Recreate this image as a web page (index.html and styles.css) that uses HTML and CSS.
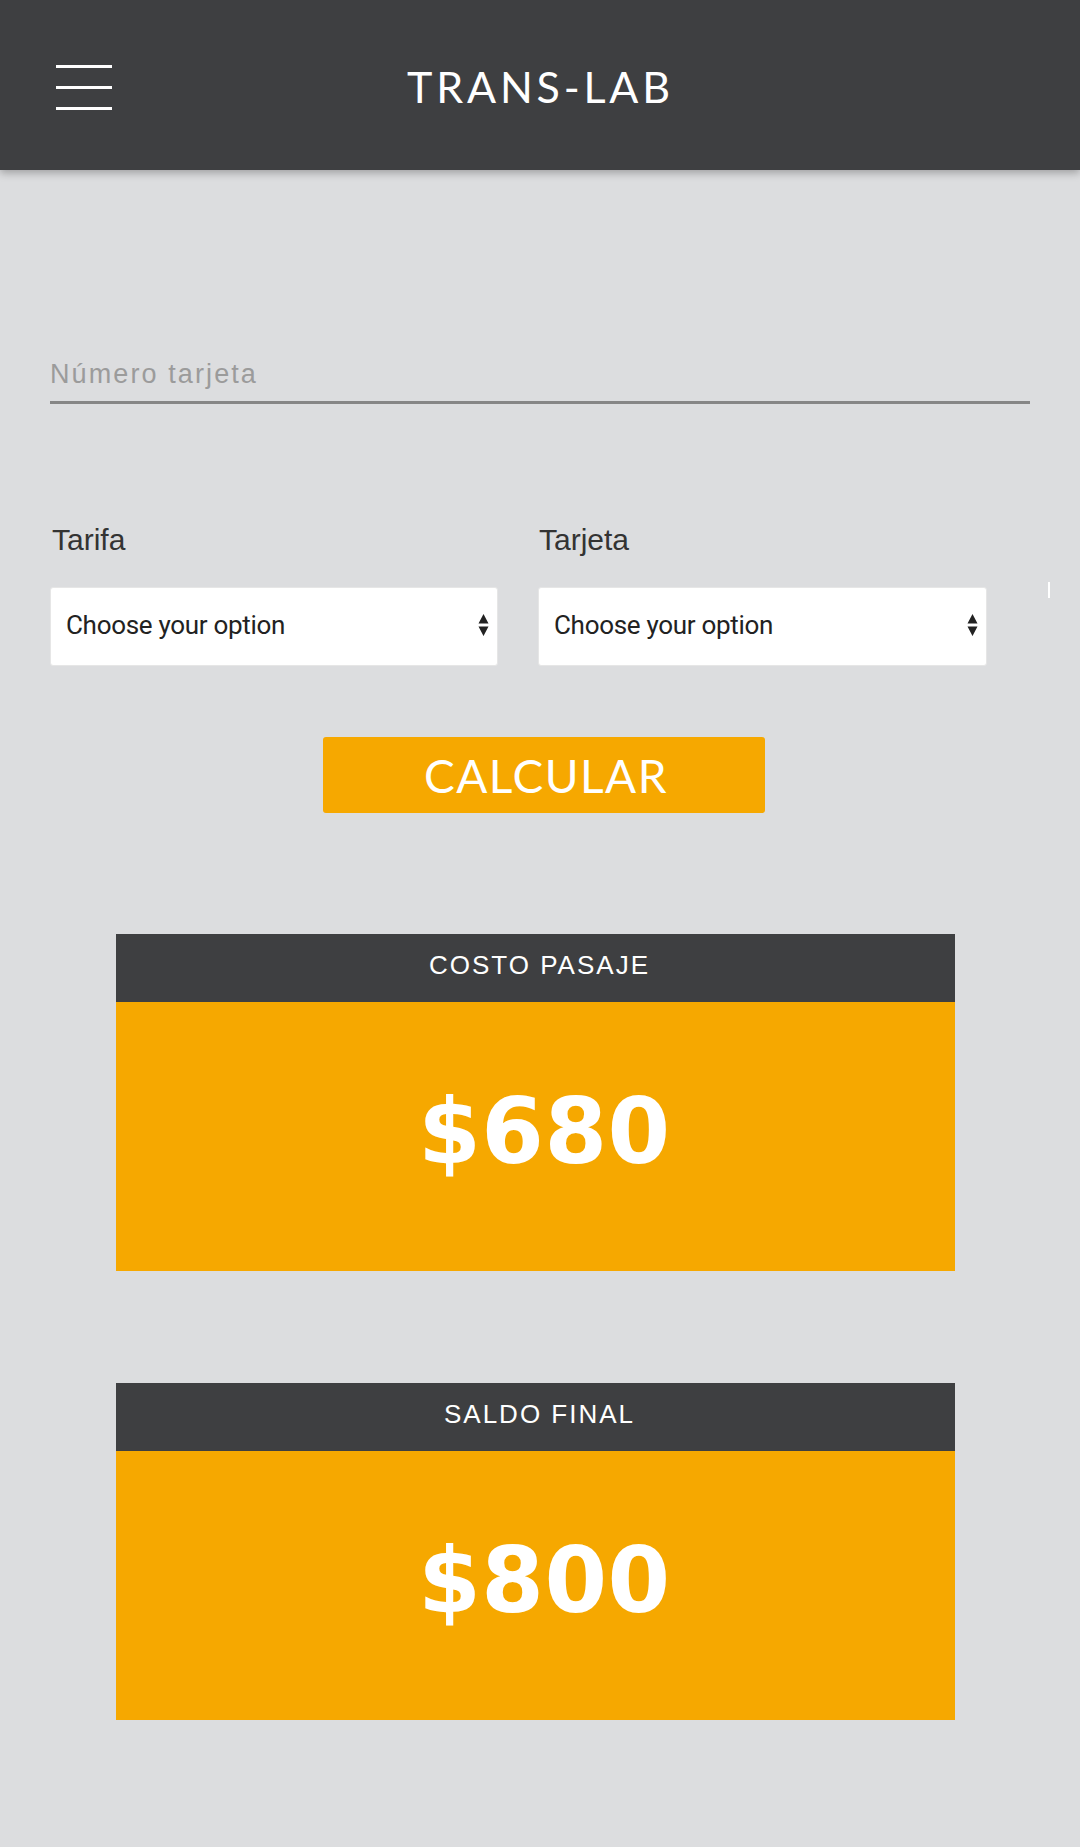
FILE: index.html
```html
<!DOCTYPE html>
<html lang="es">
<head>
<meta charset="utf-8">
<title>TRANS-LAB</title>
<link rel="stylesheet" href="styles.css">
</head>
<body>
<header class="topbar">
  <div class="menu-cell">
    <button class="hamburger" aria-label="menu">
      <span class="bar"></span><span class="bar"></span><span class="bar"></span>
    </button>
  </div>
  <h1 class="brand">TRANS-LAB</h1>
  <div class="spacer"></div>
</header>

<main class="content">
  <div class="field">
    <input class="card-input" type="text" placeholder="Número tarjeta">
  </div>

  <div class="select-row">
    <div class="col col-left">
      <label class="sel-label">Tarifa</label>
      <div class="select-wrap">
        <select class="sel"><option>Choose your option</option></select>
        <svg class="arrows" width="11" height="24" viewBox="0 0 11 24"><path d="M5.5 1 L10.5 10.5 L0.5 10.5 Z M0.5 13.5 L10.5 13.5 L5.5 23 Z" fill="#222"/></svg>
      </div>
    </div>
    <div class="col col-right">
      <label class="sel-label label-right">Tarjeta</label>
      <div class="select-wrap">
        <select class="sel"><option>Choose your option</option></select>
        <svg class="arrows" width="11" height="24" viewBox="0 0 11 24"><path d="M5.5 1 L10.5 10.5 L0.5 10.5 Z M0.5 13.5 L10.5 13.5 L5.5 23 Z" fill="#222"/></svg>
      </div>
    </div>
    <span class="tick"></span>
  </div>

  <button class="calc-btn">CALCULAR</button>

  <section class="result first">
    <div class="result-head">COSTO PASAJE</div>
    <div class="result-body">$680</div>
  </section>

  <section class="result second">
    <div class="result-head">SALDO FINAL</div>
    <div class="result-body">$800</div>
  </section>
</main>
</body>
</html>
```

FILE: styles.css
```css
html, body {
  margin: 0;
  padding: 0;
}
body {
  background: #dcdddf;
  min-height: 100vh;
  font-family: "Liberation Sans", Arial, sans-serif;
  overflow-x: hidden;
}

.topbar {
  height: 170px;
  background: #3e3f41;
  box-shadow: 0 3px 8px rgba(0,0,0,0.28);
  display: grid;
  grid-template-columns: 1fr auto 1fr;
  align-items: center;
  position: relative;
  z-index: 2;
}
.menu-cell {
  padding-left: 56px;
  padding-top: 5px;
}
.hamburger {
  background: none;
  border: 0;
  padding: 0;
  width: 56px;
  display: flex;
  flex-direction: column;
  gap: 18px;
  cursor: pointer;
}
.bar {
  display: block;
  height: 3px;
  width: 56px;
  background: #ffffff;
}
.brand {
  margin: 0;
  padding-top: 2px;
  font-family: Lato, "Open Sans", sans-serif;
  font-weight: 400;
  font-size: 43px;
  letter-spacing: 3.8px;
  color: #ffffff;
  padding-left: 1px;
}

.content {
  padding: 0 50px 127px;
}

.field {
  padding-top: 178px;
}
.card-input {
  display: block;
  width: 100%;
  box-sizing: content-box;
  height: 53px;
  padding: 0;
  border: 0;
  border-bottom: 3px solid #868686;
  background: transparent;
  font-family: "Liberation Sans", Arial, sans-serif;
  font-size: 27px;
  letter-spacing: 2.1px;
  color: #333;
  outline: none;
}
.card-input::placeholder {
  color: #9b9b9b;
}

.select-row {
  display: flex;
  margin-top: 119px;
}
.col {
  display: flex;
  flex-direction: column;
  gap: 30px;
  flex-shrink: 0;
}
.col-left { width: 448px; }
.col-right { width: 449px; margin-left: 40px; }
.sel-label {
  font-family: "Liberation Sans", Arial, sans-serif;
  font-size: 30px;
  line-height: 34px;
  color: #333333;
  padding-left: 2px;
}
.label-right { padding-left: 1px; }
.select-wrap {
  position: relative;
  height: 79px;
}
.sel {
  appearance: none;
  -webkit-appearance: none;
  display: block;
  width: 100%;
  height: 79px;
  box-sizing: border-box;
  border: 1px solid #e6e6e6;
  border-radius: 3px;
  background: #ffffff;
  padding: 0 0 4px 15px;
  font-family: Roboto, "Liberation Sans", sans-serif;
  font-size: 26px;
  letter-spacing: -0.3px;
  color: #222222;
}
.arrows {
  position: absolute;
  right: 9px;
  top: 26px;
  pointer-events: none;
}
.tick {
  display: block;
  flex-shrink: 0;
  width: 2px;
  height: 16px;
  background: #ffffff;
  margin-left: 61px;
  margin-top: 59px;
  align-self: flex-start;
}

.calc-btn {
  display: block;
  margin: 71px 0 0 273px;
  width: 442px;
  height: 76px;
  border: 0;
  border-radius: 3px;
  background: #f6a800;
  color: #ffffff;
  font-family: Lato, "Open Sans", sans-serif;
  font-weight: 400;
  font-size: 46px;
  letter-spacing: 1.5px;
  padding: 0 0 0 4px;
  cursor: pointer;
}

.result {
  width: 839px;
  margin-left: 66px;
}
.result.first { margin-top: 121px; }
.result.second { margin-top: 112px; }
.result-head {
  background: #3e3f41;
  color: #ffffff;
  text-align: center;
  font-family: "Liberation Sans", Arial, sans-serif;
  font-size: 26px;
  line-height: 30px;
  letter-spacing: 2px;
  padding: 16px 0 22px 8px;
}
.result-body {
  background: #f6a800;
  color: #ffffff;
  text-align: center;
  font-family: "DejaVu Sans", sans-serif;
  font-weight: 700;
  font-size: 90px;
  line-height: 90px;
  letter-spacing: 0.5px;
  padding: 85px 0 94px 18px;
}
```
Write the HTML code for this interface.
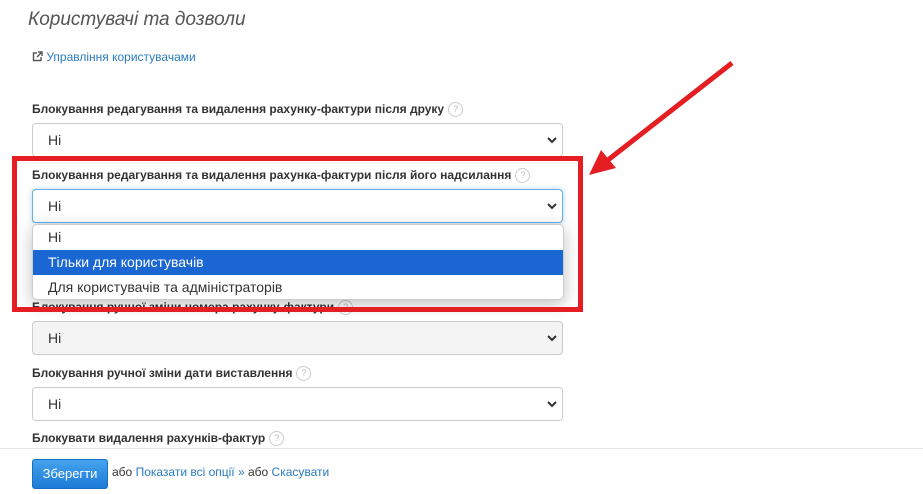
<!DOCTYPE html>
<html><head><meta charset="utf-8"><style>
body{margin:0;width:923px;height:493px;overflow:hidden;background:#fff;font-family:"Liberation Sans",Arial,sans-serif;position:relative}
.a{position:absolute}
.t{left:28px;top:9px;font-size:19px;font-style:italic;color:#555}
.lnk{left:32px;top:50px;font-size:12px;color:#2a7ac0}
.lbl{left:32px;font-size:12px;font-weight:bold;color:#333;white-space:nowrap}
.q{display:inline-block;width:13px;height:13px;border:1px solid #ccc;border-radius:50%;font-size:9px;color:#bbb;text-align:center;line-height:13px;font-weight:normal;vertical-align:middle;margin-left:4px}
.sel{left:32px;width:529px;height:32px;border:1px solid #ccc;border-radius:4px;background:#fff;font-size:14px;color:#333;box-sizing:content-box}
.sel span{position:absolute;left:15px;top:8px}
.sel svg{position:absolute;right:4px;top:11px}
.dd{left:32px;top:224px;width:530px;height:74px;border:1px solid #ccc;border-radius:5px;background:#fff;box-shadow:0 4px 16px rgba(0,0,0,.25);overflow:hidden;font-size:14px;color:#333}
.dd div{height:25px;line-height:25px;padding-left:15px}
</style></head><body>
<div class="a t">Користувачі та дозволи</div>
<div class="a lnk"><svg width="11" height="11" viewBox="0 0 11 11" style="vertical-align:-1px"><path d="M5 2H1.5v7.5H9V6" fill="none" stroke="#555" stroke-width="1.4"/><path d="M6 1h4v4M10 1L5 6" fill="none" stroke="#555" stroke-width="1.4"/></svg> Управління користувачами</div>

<div class="a lbl" style="top:102px">Блокування редагування та видалення рахунку-фактури після друку<span class="q">?</span></div>
<div class="a sel" style="top:123px"><span>Ні</span><svg width="12" height="10"><path d="M2 3l4 4 4-4" fill="none" stroke="#333" stroke-width="2"/></svg></div>

<div class="a lbl" style="top:168px">Блокування редагування та видалення рахунка-фактури після його надсилання<span class="q">?</span></div>
<div class="a sel" style="top:189px;border-color:#66afe9;box-shadow:0 0 6px rgba(102,175,233,.5)"><span>Ні</span><svg width="12" height="10"><path d="M2 3l4 4 4-4" fill="none" stroke="#333" stroke-width="2"/></svg></div>

<div class="a lbl" style="top:300px">Блокування ручної зміни номера рахунку-фактури<span class="q">?</span></div>
<div class="a sel" style="top:321px;background:#f4f4f4"><span>Ні</span><svg width="12" height="10"><path d="M2 3l4 4 4-4" fill="none" stroke="#333" stroke-width="2"/></svg></div>

<div class="a lbl" style="top:366px">Блокування ручної зміни дати виставлення<span class="q">?</span></div>
<div class="a sel" style="top:387px"><span>Ні</span><svg width="12" height="10"><path d="M2 3l4 4 4-4" fill="none" stroke="#333" stroke-width="2"/></svg></div>

<div class="a lbl" style="top:431px">Блокувати видалення рахунків-фактур<span class="q">?</span></div>

<div class="a dd"><div>Ні</div><div style="background:#1a67d4;color:#fff">Тільки для користувачів</div><div>Для користувачів та адміністраторів</div></div>

<div class="a" style="left:12px;top:156px;width:561px;height:146px;border:5px solid #e41e22"></div>
<svg class="a" style="left:0;top:0" width="923" height="493"><line x1="732" y1="63" x2="608" y2="160" stroke="#e41e22" stroke-width="5"/><polygon points="589,175 601,150 616,168" fill="#e41e22"/></svg>

<div class="a" style="left:0;top:448px;width:923px;height:45px;background:#fff;border-top:1px solid #e5e5e5"></div>
<div class="a sel" style="top:454px;border-color:#f2f2f2"></div>
<div class="a" style="left:28px;top:452px;width:900px;height:41px;background:rgba(255,255,255,.85)"></div>
<div class="a" style="left:32px;top:459px;width:76px;height:30px;border-radius:3px;background:linear-gradient(#45a3ee,#1c7ad6);border:1px solid #1a6fc4;box-sizing:border-box;color:#fff;font-size:13px;line-height:28px;text-align:center">Зберегти</div>
<div class="a" style="left:112px;top:465px;font-size:12px;color:#333">або <span style="color:#2a7ac0">Показати всі опції »</span> або <span style="color:#2a7ac0">Скасувати</span></div>
</body></html>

+ + + + +

Scan the material above for the string "styles" and return the lines that hold it.

Recreate this image as a web page (index.html and styles.css) that uses HTML and CSS.
<link rel="stylesheet" href="styles.css">
FILE: styles.css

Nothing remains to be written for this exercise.